使用Xpath进行部分匹配

时间:2019-04-18 17:12:01

标签: php xml xpath

我正在尝试创建一个搜索功能,以允许使用Xpath按歌曲标题或流派进行部分匹配。

这是我的XML文件:

<?xml version="1.0" encoding="UTF-8"?>
<playlist>
  <item>
    <songid>USAT29902236</songid>
    <songtitle>I Say a Little Prayer</songtitle>
    <artist>Aretha Franklin</artist>
    <genre>Soul</genre>
    <link>https://www.amazon.com/I-Say-a-Little-Prayer/dp/B001BZD6KO</link>
    <releaseyear>1968</releaseyear>
  </item>
  <item>
    <songid>GBAAM8300001</songid>
    <songtitle>Every Breath You Take</songtitle>
    <artist>The Police</artist>
    <genre>Pop/Rock</genre>
    <link>https://www.amazon.com/Every-Breath-You-Take-Police/dp/B000008JI6</link>
    <releaseyear>1983</releaseyear>
  </item>
  <item>
    <songid>GBBBN7902002</songid>
    <songtitle>London Calling</songtitle>
    <artist>The Clash</artist>
    <genre>Post-punk</genre>
    <link>https://www.amazon.com/London-Calling-Remastered/dp/B00EQRJNTM</link>
    <releaseyear>1979</releaseyear>
  </item>
</playlist>

这是我到目前为止的搜索功能:

function searchSong($words){
    global $xml;

    if(!empty($words)){
        foreach($words as $word){
            //$query = "//playlist/item[contains(songtitle/genre, '{$word}')]";
            $query = "//playlist/item[(songtitle[contains('{$word}')]) and (genre[contains('{$word}')])]";
            $result = $xml->xpath($query);
        }
    }

    print_r($result);
}

调用函数searchSong(array("take", "soul"))应该返回XML文件中的第二首和第一首歌曲,但是数组始终为空。

2 个答案:

答案 0 :(得分:2)

这里有一些错误:假设搜索不区分大小写,并且使用and而不是or,并且将错误数量的参数传递给contains。如果您正在寻找最后一个,则会触发PHP警告。另外,您只会返回搜索到的最后一项。

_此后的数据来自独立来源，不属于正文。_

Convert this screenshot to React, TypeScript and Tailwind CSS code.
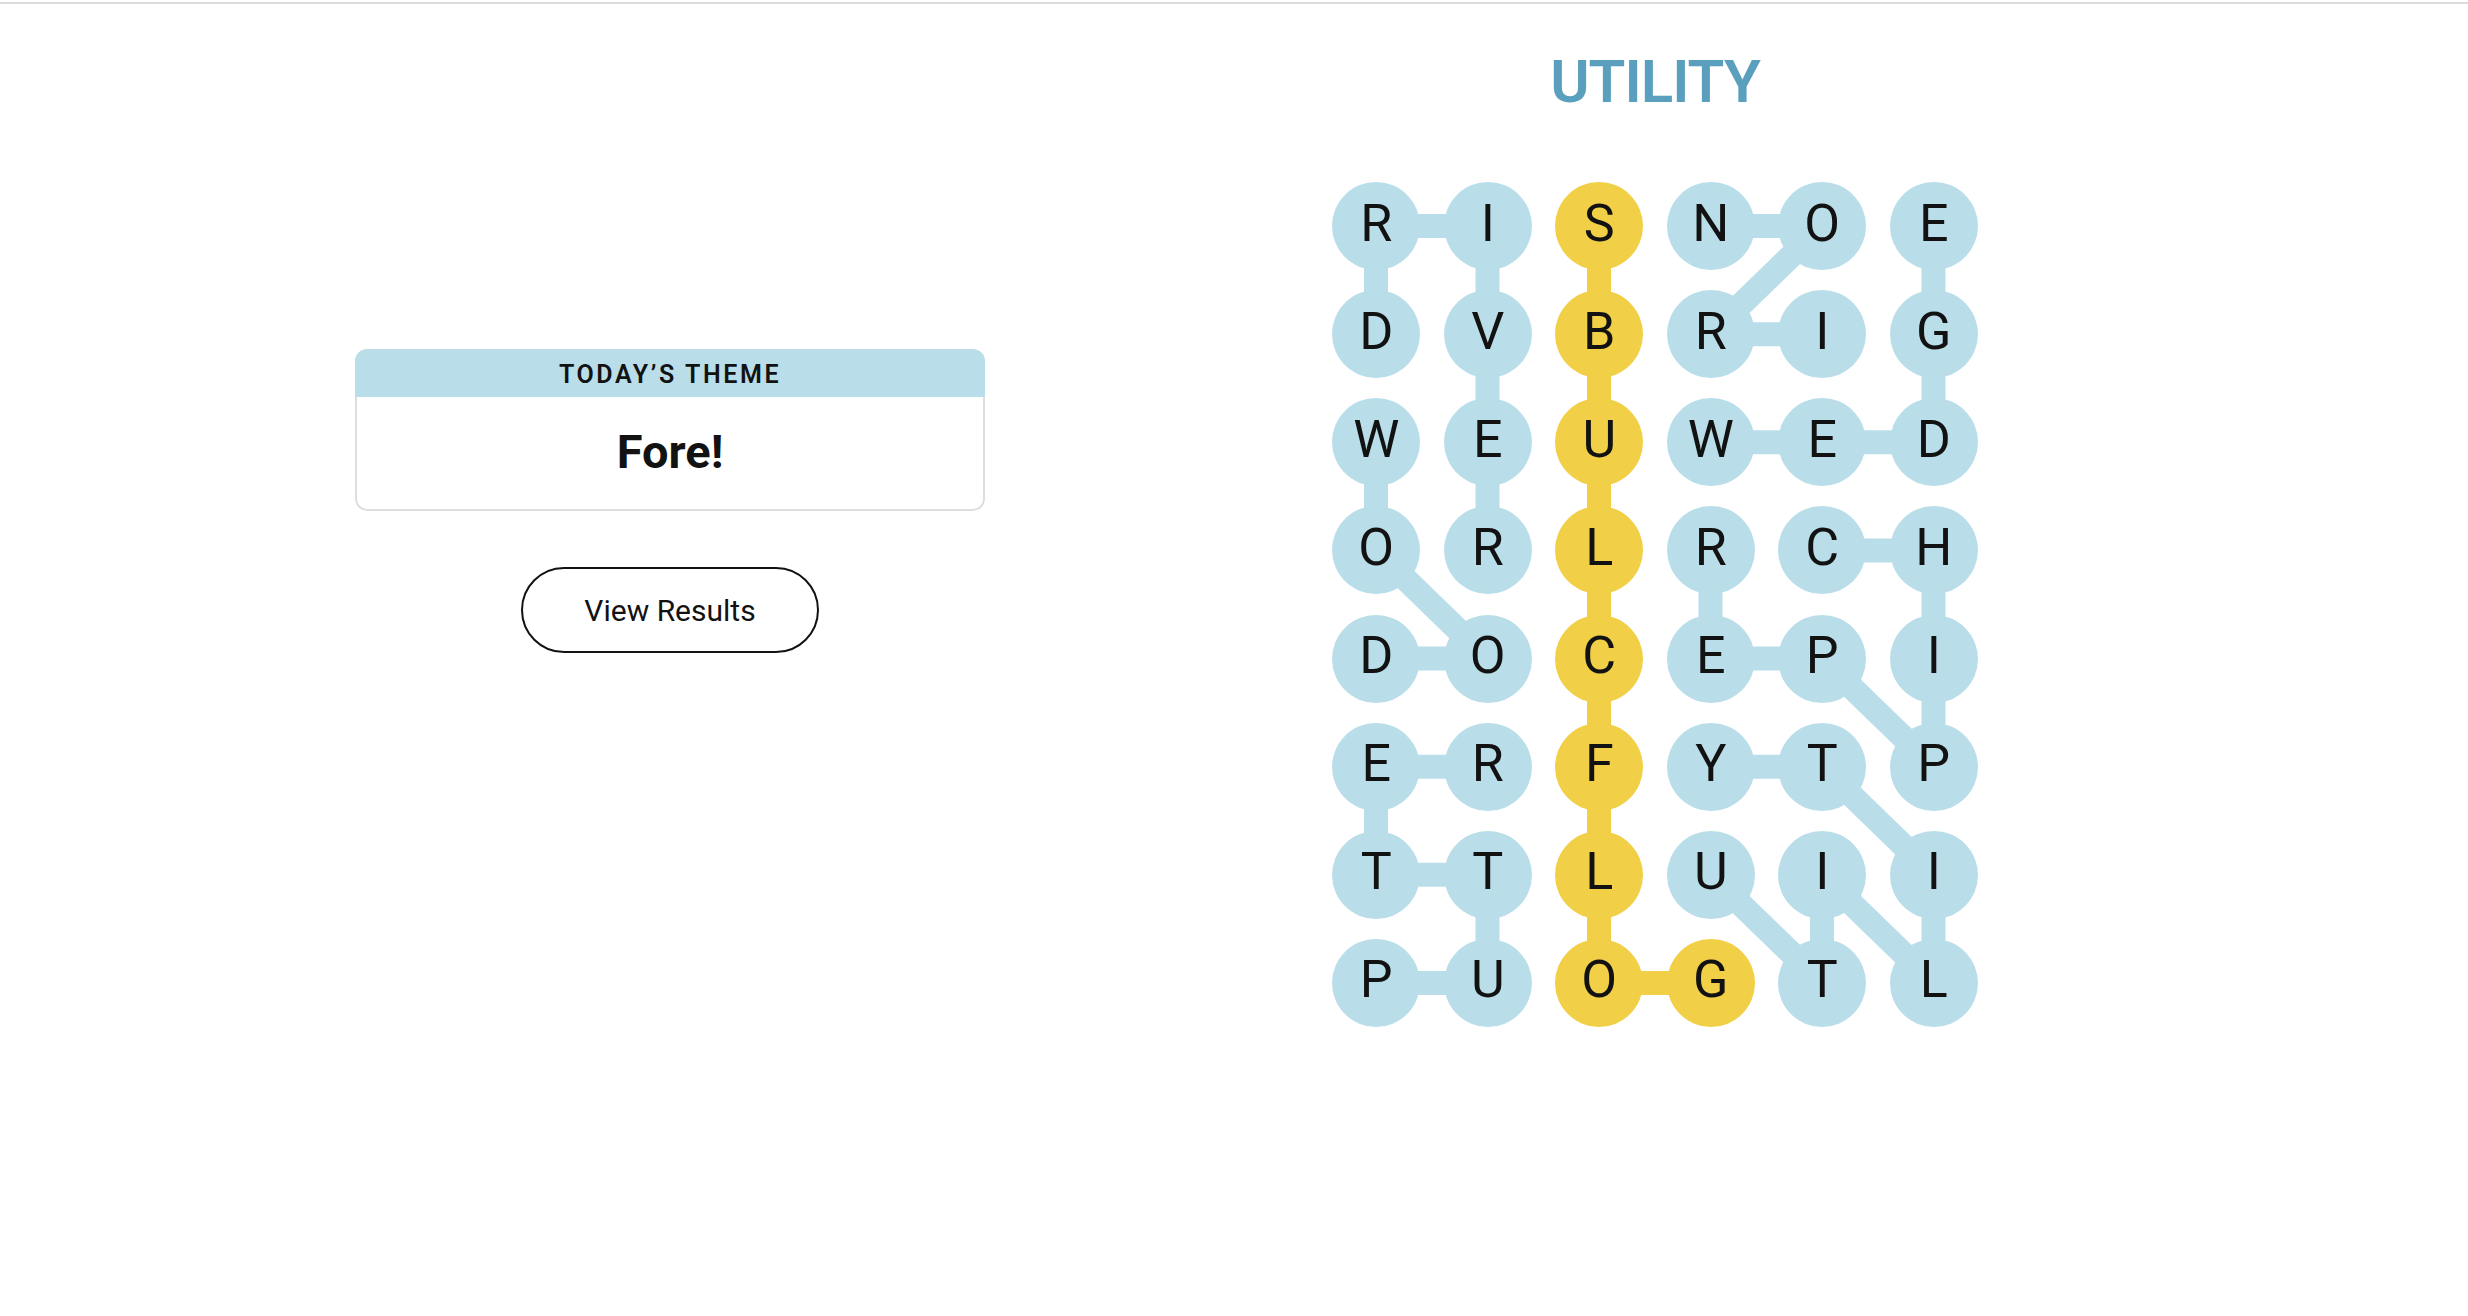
const rows = ["RISNOE", "DVBRIG", "WEUWED", "ORLRCH", "DOCEPI", "ERFYTP", "TTLUII", "PUOGTL"];

const spangram = ["0,2", "1,2", "2,2", "3,2", "4,2", "5,2", "6,2", "7,2", "7,3"];

// [row, col, row, col]
const blueLinks = [
  [1, 0, 0, 0], [0, 0, 0, 1], [0, 1, 1, 1], [1, 1, 2, 1], [2, 1, 3, 1],
  [2, 0, 3, 0], [3, 0, 4, 1], [4, 1, 4, 0],
  [7, 0, 7, 1], [7, 1, 6, 1], [6, 1, 6, 0], [6, 0, 5, 0], [5, 0, 5, 1],
  [1, 4, 1, 3], [1, 3, 0, 4], [0, 4, 0, 3],
  [2, 3, 2, 4], [2, 4, 2, 5], [2, 5, 1, 5], [1, 5, 0, 5],
  [3, 4, 3, 5], [3, 5, 4, 5], [4, 5, 5, 5], [5, 5, 4, 4], [4, 4, 4, 3], [4, 3, 3, 3],
  [6, 3, 7, 4], [7, 4, 6, 4], [6, 4, 7, 5], [7, 5, 6, 5], [6, 5, 5, 4], [5, 4, 5, 3],
];

const yellowLinks = [
  [0, 2, 1, 2], [1, 2, 2, 2], [2, 2, 3, 2], [3, 2, 4, 2],
  [4, 2, 5, 2], [5, 2, 6, 2], [6, 2, 7, 2], [7, 2, 7, 3],
];

const COL = 111.5;
const ROW = 108.14;
const R = 44;

function Board() {
  const px = (c: number) => R + c * COL;
  const py = (r: number) => R + r * ROW;

  return (
    <div className="relative w-[645.5px] h-[845px]">
      <svg className="absolute inset-0" width="645.5" height="845">
        {blueLinks.map(([r1, c1, r2, c2], i) => (
          <line key={"b" + i} x1={px(c1)} y1={py(r1)} x2={px(c2)} y2={py(r2)} stroke="#b9deea" strokeWidth={24} />
        ))}
        {yellowLinks.map(([r1, c1, r2, c2], i) => (
          <line key={"y" + i} x1={px(c1)} y1={py(r1)} x2={px(c2)} y2={py(r2)} stroke="#f1cf46" strokeWidth={24} />
        ))}
      </svg>
      <div className="relative grid grid-cols-[repeat(6,88px)] gap-x-[23.5px] gap-y-[20.14px]">
        {rows.map((row, r) =>
          row.split("").map((ch, c) => (
            <div
              key={r + "-" + c}
              className={
                "w-[88px] h-[88px] rounded-full flex items-center justify-center pb-[5px] text-[52px] leading-none text-[#121212] " +
                (spangram.includes(r + "," + c) ? "bg-[#f1cf46]" : "bg-[#b9deea]")
              }
            >
              {ch}
            </div>
          ))
        )}
      </div>
    </div>
  );
}

export default function App() {
  return (
    <div className="font-['Roboto',sans-serif] bg-white min-h-screen">
      <div className="h-[2px] mt-[2px] bg-[#dcdcdc]" />
      <main className="flex">
        <section className="w-[1300px] pl-[40px] pt-[345px] flex flex-col items-center">
          <div className="w-[630px] rounded-xl overflow-hidden">
            <div className="h-[48px] bg-[#b9deea] flex items-center justify-center pt-[3px] text-[25px] font-semibold tracking-[2.6px] text-[#121212]">
              TODAY’S THEME
            </div>
            <div className="h-[114px] border-x-2 border-b-2 border-[#dedede] rounded-b-xl flex items-center justify-center pb-[3px] text-[47px] font-bold leading-none text-[#121212]">
              Fore!
            </div>
          </div>
          <button className="mt-[56px] w-[298px] h-[86px] rounded-full border-2 border-[#121212] text-[30px] text-[#121212] bg-white">
            View Results
          </button>
        </section>
        <section className="w-[710px] flex flex-col items-center">
          <h1 className="mt-[48px] text-[60px] leading-none font-semibold tracking-[-1px] text-[#5aa0be]">UTILITY</h1>
          <div className="mt-[70px]">
            <Board />
          </div>
        </section>
      </main>
    </div>
  );
}
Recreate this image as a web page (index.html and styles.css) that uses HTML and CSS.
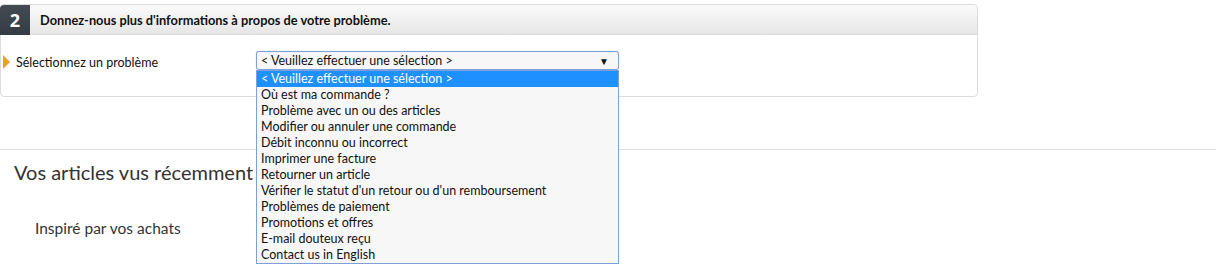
FILE: index.html
```html
<!DOCTYPE html>
<html lang="fr">
<head>
<meta charset="utf-8">
<link rel="stylesheet" href="styles.css">
</head>
<body>
<div class="card">
  <div class="card-head">
    <div class="step">2</div>
    <div class="head-title">Donnez-nous plus d'informations à propos de votre problème.</div>
  </div>
  <div class="card-body">
    <div class="field">
      <span class="marker"></span>
      <span class="field-label">Sélectionnez un problème</span>
    </div>
    <div class="select-wrap">
      <div class="select">
        <span>&lt; Veuillez effectuer une sélection &gt;</span>
        <span class="caret">▼</span>
      </div>
      <ul class="options">
        <li class="active">&lt; Veuillez effectuer une sélection &gt;</li>
        <li>Où est ma commande ?</li>
        <li>Problème avec un ou des articles</li>
        <li>Modifier ou annuler une commande</li>
        <li>Débit inconnu ou incorrect</li>
        <li>Imprimer une facture</li>
        <li>Retourner un article</li>
        <li>Vérifier le statut d'un retour ou d'un remboursement</li>
        <li>Problèmes de paiement</li>
        <li>Promotions et offres</li>
        <li>E-mail douteux reçu</li>
        <li>Contact us in English</li>
      </ul>
    </div>
  </div>
</div>
<section class="recs">
  <h2 class="recs-title">Vos articles vus récemment</h2>
  <p class="recs-sub">Inspiré par vos achats</p>
</section>
</body>
</html>
```

FILE: styles.css
```css
html, body {
  margin: 0;
  padding: 0;
  background: #fff;
}
body {
  font-family: Lato, "Open Sans", "Liberation Sans", Arial, sans-serif;
  color: #111;
  width: 1216px;
  height: 268px;
  overflow: hidden;
}
.card {
  margin-top: 4px;
  width: 976px;
  border: 1px solid #dcdcdc;
  border-radius: 4px;
  box-sizing: content-box;
}
.card-head {
  display: flex;
  align-items: center;
  height: 29px;
  background: linear-gradient(#fbfbfb, #e6e6e6);
  border-bottom: 1px solid #dcdcdc;
  border-radius: 4px 4px 0 0;
}
.step {
  width: 30px;
  height: 30px;
  margin: -1px 0 -1px -1px;
  background: linear-gradient(#434a53, #353b42);
  color: #fff;
  font-family: "Open Sans", Lato, sans-serif;
  font-weight: bold;
  font-size: 18px;
  line-height: 30px;
  text-align: center;
  border-radius: 4px 0 0 0;
}
.head-title {
  margin-left: 10px;
  font-size: 12.8px;
  font-weight: bold;
  color: #111;
}
.card-body {
  height: 61px;
  display: flex;
  align-items: flex-start;
  padding-top: 16px;
  box-sizing: border-box;
}
.field {
  width: 255px;
  display: flex;
  align-items: center;
  height: 18px;
  padding-top: 2px;
}
.marker {
  width: 0;
  height: 0;
  margin-left: 2px;
  border-top: 7px solid transparent;
  border-bottom: 7px solid transparent;
  border-left: 7px solid #f0a020;
}
.field-label {
  margin-left: 6px;
  font-size: 12.5px;
  color: #111;
}
.select-wrap {
  position: relative;
  width: 363px;
}
.select {
  display: flex;
  justify-content: space-between;
  align-items: center;
  height: 19px;
  box-sizing: border-box;
  border: 1px solid #7da0d8;
  border-radius: 3px;
  background: #f7f7f7;
  padding: 0 9px 0 4px;
  font-size: 12.5px;
  line-height: 16px;
  box-shadow: 0 0 1px #9ab6e6;
}
.caret {
  font-size: 10px;
  color: #111;
}
.options {
  position: absolute;
  top: 19px;
  left: 0;
  width: 363px;
  box-sizing: border-box;
  margin: 0;
  padding: 0;
  list-style: none;
  background: #f7f7f7;
  border: 1px solid #7da0d8;
  font-size: 12.5px;
  z-index: 2;
}
.options li {
  height: 16px;
  line-height: 16px;
  padding-left: 4px;
  white-space: nowrap;
}
.options li.active {
  background: #1e90ff;
  color: #fff;
}
.recs {
  margin-top: 52px;
  border-top: 1px solid #dddddd;
}
.recs-title {
  margin: 9px 0 0 14px;
  font-size: 20px;
  font-weight: normal;
  color: #333;
  white-space: nowrap;
  line-height: 26px;
}
.recs-sub {
  margin: 33px 0 0 35px;
  font-size: 15.5px;
  color: #333;
  line-height: 20px;
}
```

Case insensitive searches in XPath 1.0(所有PHP支持)非常麻烦:

$result = $xml->query(
    "//playlist/item[(songtitle[contains(translate(., 'ABCDEFGHIJKLMNOPQRSTUVWXYZ', 'abcdefghijklmnopqrstuvwxyz'), '{$word}')]) or (genre[contains(translate(., 'ABCDEFGHIJKLMNOPQRSTUVWXYZ', 'abcdefghijklmnopqrstuvwxyz'), '{$word}')])]"
);

这假设您已使用搜索词并将其转换为小写。例如:

<?php

function searchSong($xpath, ...$words)
{
    $return = [];
    foreach($words as $word) {
        $word = strtolower($word);
        $q = "//playlist/item[(songtitle[contains(translate(., 'ABCDEFGHIJKLMNOPQRSTUVWXYZ', 'abcdefghijklmnopqrstuvwxyz'), '{$word}')]) or (genre[contains(translate(., 'ABCDEFGHIJKLMNOPQRSTUVWXYZ', 'abcdefghijklmnopqrstuvwxyz'), '{$word}')])]";
        $result = $xpath->query($q);
        foreach($result as $node) {
            $return[] = $node;
        }
    }
    return $return;
}

答案 1 :(得分:1)

在DOM中,您还有另一个选择,您可以注册PHP函数并在Xpath表达式中使用它们。

因此编写一个执行匹配逻辑的函数:

function contentContains($nodes, ...$needles) {
    // ICUs transliterator is really convenient, 
    // lets get one for lowercase and replacing umlauts 
    $transliterator = \Transliterator::create('Any-Lower; Latin-ASCII');
    foreach ($nodes as $node) {
        $haystack = $transliterator->transliterate($node->nodeValue);
        foreach ($needles as $needle) {
            if (FALSE !== strpos($haystack, $needle)) {
                return TRUE;
            }
        }
    }
    return FALSE;
}

现在您可以在DOMXpath实例上注册它:

$document = new DOMDocument();
$document->loadXML($xml);
$xpath = new DOMXpath($document);
$xpath->registerNamespace("php", "http://php.net/xpath");
$xpath->registerPHPFunctions(['contentContains']);

$expression = "//item[
    php:function('contentContains', songtitle, 'take', 'soul') or
    php:function('contentContains', genre, 'take', 'soul') 
]";

$result = [];
foreach ($xpath->evaluate($expression) as $node) {
    // read values as strings
    $result[] = [
        'title' => $xpath->evaluate('string(songtitle)', $node),
        'gerne' => $xpath->evaluate('string(genre)', $node),
        // ...
    ];
}
var_dump($result);